There is a reason Kurt Cobain is the patron saint of Generation X.
We were pissed.
Watching this documentary brought all that dissatisfaction back.
Of course, none of this makes the violence that happened that weekend right. The fact that so many people got caught up in mindless destruction, still shocks me. There is no excuse. (Nor is there ever any excuse for sexual assault).
If this were to happen today, the festival would be lambasted on social media. There would be crackdowns on the instigators. The organizers would be facing a PR nightmare and lawsuits a mile long.
Gen Z had Fyre Island. Gen X had Woodstock 99: one organized by someone with no experience, the other organized by people who should have known better.
But that was 23 years ago.
Many of those rioters are now bosses, parents, people in power. Gen Xers are silently taking over the world.
Somewhere along the way, “Fuck you I won’t do what they told me” turned into humming along with “I get my peaches out in Georgia” while driving the kids to their soccer games.
Our rage has turned into bewilderment at the world around us and a silent resolve to just get through it.
At the end of the doc, the filmmakers asked several of the original concert-goers if they would attend again.

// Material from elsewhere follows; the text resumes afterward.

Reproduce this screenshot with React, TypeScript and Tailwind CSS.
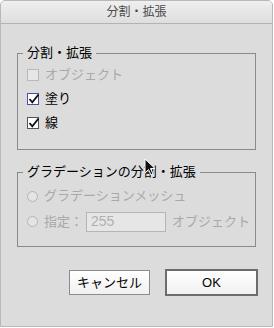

If I’d been asked that question, my answer would have been a resounding no. I’m not particularly nostalgic for the 90s. Trainwreck: Woodstock 99 reminded me why.
Frankly, I no longer have patience for vandalism, frat boys yelling “show us your tits” or sweating it out in a field full of garbage pretending to have fun on no sleep because that’s what everyone around me is doing.
Call me an old lady (because at 52, to many people I am) but as Trainwreck: Woodstock 99 reminded me – some things are better left in the past.